Additional recommendations regarding homeowner’s insurance:
• Get identity fraud coverage. You can usually add it for a minimal premium.
• Increase your personal liability limit to $500,000 and ensure it includes personal injury coverage.
• Carry a deductible you can afford if a loss occurs, but one that also will deter you from making small claims. A small claim is defined as a loss you can afford to pay for even if it’s covered under your policy. Homeowner’s policies are designed to protect you from a catastrophic loss, not to be a maintenance policy. Usually a $1,000 deductible is your best bet. Some carriers offer a disappearing deductible if you select at least a $2,500 deductible.
• Make sure your policy provides sufficient coverage for sewer and drain water back-ups.
• Ask your agent about loss assessment coverage if you live in a neighborhood that has a homeowner’s association. This type of coverage is usually very inexpensive and can potentially save you thousands of dollars.
• Homeowner’s policy don’t cover earthquake or flood damage; adding either requires an endorsement or separate policy.
There are many aspects to an automobile insurance policy. The part I want to highlight here is uninsured/underinsured motorist (UM) coverage. When reviewing your automobile insurance, make sure your UM limits are equal to your liability limits. Last year, the Insurance Research Council (IRC) reported that nationally 1 in 6 drivers was likely uninsured, and rates of uninsured drivers approached 1 in 3 in some states. The report also noted a remarkable correlation between unemployment and being uninsured. With unemployment high (and fears it could go higher), you now may be commuting with 1 in 5 drivers who are uninsured. UM coverage provides you with protection, as defined by your limits, if you experience a loss caused by someone who either doesn’t have insurance or doesn’t have enough insurance. If you or someone in your household is severely injured in an accident, do you have enough UM coverage to protect you if the at-fault driver doesn’t have insurance? While we expect others to properly cover themselves, unfortunately, that isn’t always the case. There are drivers on our roads who, for one reason or another, don’t have insurance or who carry the minimum coverage allowed. Take appropriate steps now to protect you from someone else’s mistake by reviewing your UM coverage and increasing it if necessary.
Additional recommendations regarding auto insurance:
• Have liability bodily injury limits of at least $100,000 per person and $300,000 per accident. Also review what the cost would be to increase those limits. You might be surprised at how little it costs to increase your coverage.
• Talk with your agent about all of the discounts available to you.
• Does your carrier offer “full glass” coverage? With it, you don’t have to pay a deductible if you need to replace your windshield.
• Does your carrier offer agreed value coverage? With it, you know in advance how much you’ll receive from your carrier if you total your vehicle.
• Have sufficient coverage for a rental vehicle in case you need to replace your vehicle while it’s being repaired due to a claim.
• Most policies allow your coverage to transfer to a car that you rent.
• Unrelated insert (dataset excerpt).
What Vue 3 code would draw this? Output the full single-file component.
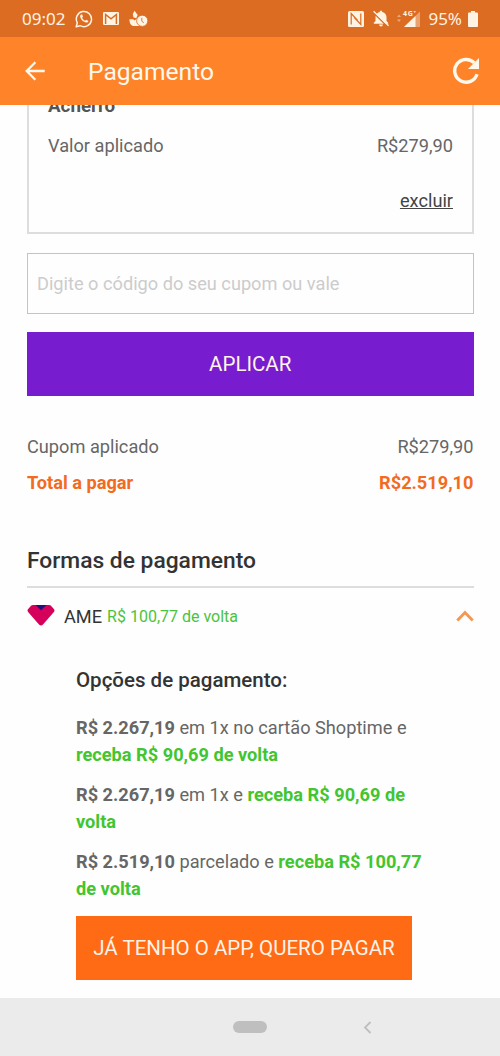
<script setup>
const options = [
  { price: 'R$ 2.267,19', middle: 'em 1x no cartão Shoptime e', reward: 'receba R$ 90,69 de volta' },
  { price: 'R$ 2.267,19', middle: 'em 1x e', reward: 'receba R$ 90,69 de volta' },
  { price: 'R$ 2.519,10', middle: 'parcelado e', reward: 'receba R$ 100,77 de volta' },
]
</script>

<template>
  <div class="screen">
    <div class="status">
      <span class="clock">09:02</span>
      <svg class="wa" width="18" height="18" viewBox="0 0 18 18" fill="none">
        <path d="M1.2 16.8 2.3 12.8A7.6 7.6 0 1 1 5.2 15.7Z" stroke="currentColor" stroke-width="1.5" stroke-linejoin="round" />
        <path d="M6.1 4.6c-.9.5-1.2 1.5-.8 2.6 1 2.800 3 4.600 5.600 5.300 1.100.3 2.300-.3 2.500-1.600l-2.200-1.200-1.100 1.100C8.800 10.200 7.700 9 7.100 7.700l.9-1-.8-2.100z" fill="currentColor" />
      </svg>
      <svg class="mail" width="16" height="13" viewBox="0 0 16 13">
        <rect width="16" height="13" rx="1.3" fill="currentColor" />
        <path d="M2.600 12V2.500L8 6.900l5.400-4.400V12" stroke="#db6c22" stroke-width="1.500" fill="none" />
      </svg>
      <svg class="people" width="19" height="17" viewBox="0 0 19 17">
        <path d="M5.500.8 8.700 5 7.200 8.300 4.400 7.200 3.800 4Z" fill="currentColor" />
        <path d="M.4 9.300h3.800l1.400 1.100 3-2.300 2 8H5C2.200 16 .4 13.600.4 9.300Z" fill="currentColor" />
        <circle cx="13.200" cy="10.800" r="5.600" fill="currentColor" stroke="#db6c22" stroke-width=".8" />
        <path d="M12.800 7.800v3.400l2 1.600" stroke="#db6c22" stroke-width=".9" fill="none" />
      </svg>
      <span class="spring"></span>
      <svg class="nfc" width="16" height="16" viewBox="0 0 16 16">
        <rect width="16" height="16" rx="1.500" fill="currentColor" />
        <path d="M3.200 13.500V2.500L9.700 9.500M6.300 6.500l6.500 7V2.500" fill="none" stroke="#db6c22" stroke-width="1.200" />
      </svg>
      <svg class="bell" width="18" height="17" viewBox="0 0 18 17">
        <path d="M9 .5q1.300 0 1.300 1.600c2.800.7 4.200 2.700 4.200 5.200v3.800l1.700 1.600v1H1.800v-1l1.700-1.600V7.300c0-2.500 1.400-4.500 4.200-5.200Q7.700.5 9 .5ZM7 14.500h4Q10.700 16.500 9 16.500T7 14.500Z" fill="currentColor" />
        <path d="m1 2.200 14.500 14.300" stroke="#db6c22" stroke-width="1.500" />
        <path d="m1.600 1.200 15 14.500" stroke="currentColor" stroke-width="1.300" />
      </svg>
      <svg class="signal" width="25" height="18" viewBox="0 0 25 18">
        <path d="m1 7 2-2.500L5 7ZM1 9.500h4L3 12Z" fill="currentColor" opacity=".45" />
        <path d="M8 17 24 1.500V17Z" fill="currentColor" opacity=".4" />
        <path d="M8 17 19.500 6v11Z" fill="currentColor" />
        <text x="7" y="6" font-size="7" font-weight="700" fill="currentColor" font-family="Noto Sans, sans-serif" textLength="13">4G⁺</text>
      </svg>
      <span class="pct">95%</span>
      <svg class="battery" width="10" height="16" viewBox="0 0 10 16"><path d="M3 0h4v1.500h2q1 0 1 1V15q0 1-1 1H1q-1 0-1-1V2.500q0-1 1-1h2Z" fill="currentColor" /></svg>
    </div>

    <header class="bar">
      <svg class="back" width="20" height="20" viewBox="0 0 20 20" fill="none" stroke="currentColor" stroke-width="2.300"><path d="M19.700 10H2M10.300 1.300 1.700 10l8.600 8.700" /></svg>
      <h1>Pagamento</h1>
      <svg class="reload" width="28" height="28" viewBox="0 0 28 28">
        <path d="M22.300 5.900A11.400 11.400 0 1 0 25 17.300" fill="none" stroke="currentColor" stroke-width="3.400" />
        <path d="M27 1v11H16Z" fill="currentColor" />
      </svg>
    </header>

    <main>
      <section class="voucher">
        <div class="name">Acherro</div>
        <div class="row"><span>Valor aplicado</span><span>R$279,90</span></div>
        <div class="remove"><a>excluir</a></div>
      </section>

      <div class="field"><span>Digite o código do seu cupom ou vale</span></div>
      <button class="apply"><span>APLICAR</span></button>

      <div class="row coupon"><span>Cupom aplicado</span><span>R$279,90</span></div>
      <div class="row total"><span>Total a pagar</span><span>R$2.519,10</span></div>

      <h2><span>Formas de pagamento</span></h2>
      <div class="ame">
        <svg class="gem" width="28" height="22" viewBox="0 0 28 22">
          <path d="M6 1h16q1.200 0 2 .8l3 3.500q1 1.300-.1 2.600L16 20.500q-2 2-4 0L1.100 7.900Q0 6.600 1 5.300l3-3.500Q4.800 1 6 1Z" fill="#d5005b" />
          <path d="M8.500 1h11L14 6.300Z" fill="#20107c" />
        </svg>
        <span class="brand">AME</span>
        <span class="cash">R$ 100,77 de volta</span>
        <svg class="caret" width="18" height="12" viewBox="0 0 18 12" fill="none"><path d="m1.300 10.500 7.700-8 7.700 8" stroke="#f5974f" stroke-width="2.900" /></svg>
      </div>

      <section class="options">
        <h3>Opções de pagamento:</h3>
        <p v-for="(o, i) in options" :key="i"><b>{{ o.price }}</b> {{ o.middle }} <b class="green">{{ o.reward }}</b></p>
        <button class="pay"><span>JÁ TENHO O APP, QUERO PAGAR</span></button>
      </section>
    </main>

    <nav>
      <i class="pill"></i>
      <svg width="9" height="13" viewBox="0 0 9 13" fill="none"><path d="M7.500 1 2 6.500 7.500 12" stroke="#bebebe" stroke-width="1.800" /></svg>
    </nav>
  </div>
</template>

<style>
body { margin: 0; background: #fefefe; }
</style>

<style scoped>
* { box-sizing: border-box; }
.screen { width: 500px; height: 1056px; display: flex; flex-direction: column; overflow: hidden; background: #fefefe; color: #666; font-family: Roboto, sans-serif; font-size: 18.2px; }
.status { height: 37px; flex: none; display: flex; align-items: center; padding: 0 22px; background: #db6c22; color: #fff3e3; font: 17px "Noto Sans", sans-serif; }
.wa { margin-left: 10px; }
.mail { margin-left: 10px; }
.people { margin-left: 10px; }
.spring { flex: 1; }
.bell { margin-left: 8px; }
.signal { margin-left: 6px; }
.pct { margin-left: 7px; }
.battery { margin-left: 6px; }
.bar { height: 68px; flex: none; display: flex; align-items: center; padding: 0 20px 0 25px; background: #ff8429; color: #fff8ec; }
h1 { margin: 2px 0 0 43px; flex: 1; font-size: 24.600px; font-weight: 400; line-height: 30px; }
main { flex: 1; min-height: 0; padding: 0 26.500px 0 27px; overflow: hidden; }
.row { display: flex; justify-content: space-between; line-height: 22px; }
.voucher { display: flow-root; height: 129px; border: 2px solid #ddd; border-top: 0; padding: 0 18.500px 0 19px; }
.name { height: 30px; margin-top: -10px; line-height: 22px; font-size: 18.800px; font-weight: 700; color: #555; }
.voucher .row { margin-top: 10px; }
.remove { margin-top: 33px; text-align: right; line-height: 22px; color: #444; }
.remove a { text-decoration: underline; }
.field { height: 61px; margin-top: 19px; border: 1px solid #c4c4c4; padding: 0 9px; display: flex; align-items: center; color: #ccc; }
button { display: flex; align-items: center; justify-content: center; border: 0; padding: 0; color: #fff3e8; font: 20.500px Roboto, sans-serif; white-space: nowrap; }
.apply { width: 100%; height: 64px; margin-top: 18px; background: #771dcf; }
.coupon { margin-top: 40px; }
.total { margin-top: 14px; color: #f26b21; font-weight: 700; }
h2 { height: 94px; margin: 0; padding-top: 53px; border-bottom: 2px solid #ddd; color: #333; font-size: 22.800px; line-height: 28px; font-weight: 500; }
.ame { height: 57px; display: flex; align-items: center; }
.gem { margin-bottom: 3px; }
.brand { margin-left: 9px; color: #333; }
.cash { margin-left: 5px; font-size: 16px; color: #4bc33d; }
.caret { margin: 0 0 2px auto; }
.options { padding: 0 49px; }
h3 { margin: 20px 0 19px; font-size: 20.500px; line-height: 30px; font-weight: 500; color: #333; }
p { margin: 0 0 13px; line-height: 27.100px; }
.green { color: #42c52e; }
.pay { width: 336px; height: 64px; background: #ff6a14; }
nav { height: 58px; flex: none; display: flex; align-items: center; padding-left: 233px; background: #ebebeb; }
.pill { width: 34px; height: 12px; border-radius: 6px; background: #bfbfbf; }
nav svg { margin-left: 96px; }
</style>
If you’re involved in an accident while driving the rental vehicle, the rental car company can charge you for the money it loses as a result of not being able to rent the vehicle while it’s in the shop for repair. Inquire whether or not your policy provides this coverage.
I’ve heard two very popular radio hosts who specialize in consumer protection state that umbrella policies are the best ones you can purchase because of the amount of protection it provides and how affordable it is. An umbrella policy provides additional liability protection above and beyond the liability coverage you already have in place. For example, if you’re at fault in a car accident and the damage to someone else exceeds the liability you have under your auto policy, the umbrella policy will cover the excess amount as defined by your policy limit.
ACE Private Risk Services released a brochure last year listing samples of recent jury verdicts. It demonstrated the wide range of exposures facing individuals:
• The family of 21-year-old college student sued the drivers of two vehicles involved in a multi-vehicle crash. The plaintiff’s counsel claimed one defendant was sleep-deprived and that the other was on a cell phone. The plaintiff was in a coma for one month and is expected to require lifetime 24-hour care. The verdict/settlement was for $49 million.
• A teenage male was killed while riding an ATV on a neighbor’s property. The neighbor had invited him to drive the ATV, permitting him to operate it without proper safety equipment or adult supervision. The teenager struck a fence and was decapitated. The verdict/settlement was $20 million.
• A 16-month-old child was attacked and killed by a pit bull kept at a family friend’s home. The verdict/settlement was $5.9 million.
• A 55-year-old male cyclist was killed by a motor vehicle operator who drove through a stop sign. The verdict/settlement was $5 million.
There are more examples in the brochure, but you get the idea. What would a loss like one of these do to you financially? Let’s say it was only a $1 million verdict/settlement. What kind of affect would that have on you and your family? If you have an umbrella policy, discuss with your insurance agent whether or not you have enough coverage. If you don’t have an umbrella policy, contact your insurance agent and talk about adding one to your portfolio today.
Additional recommendations regarding personal umbrella insurance:
• At a minimum, have enough coverage under to protect your assets. Always consider higher limits because you never know how much you could be sued for if a loss occurs.
• Have the correct underlying liability limits (as required by your umbrella policy) on all of your policies to avoid any gaps. Your agent can help you with this.
• Add uninsured/underinsured motorist coverage to your umbrella policy. Don’t find yourself in a bad situation because of someone else’s mistake.
• Look for a policy that pays for your legal defense without reducing your liability limit.
Finally, never just assume you have the right coverage. Take the time to read and understand your policy. And always contact your insurance agent with questions or concerns. You don’t want to find out the hard way that you don’t have coverage – or enough coverage.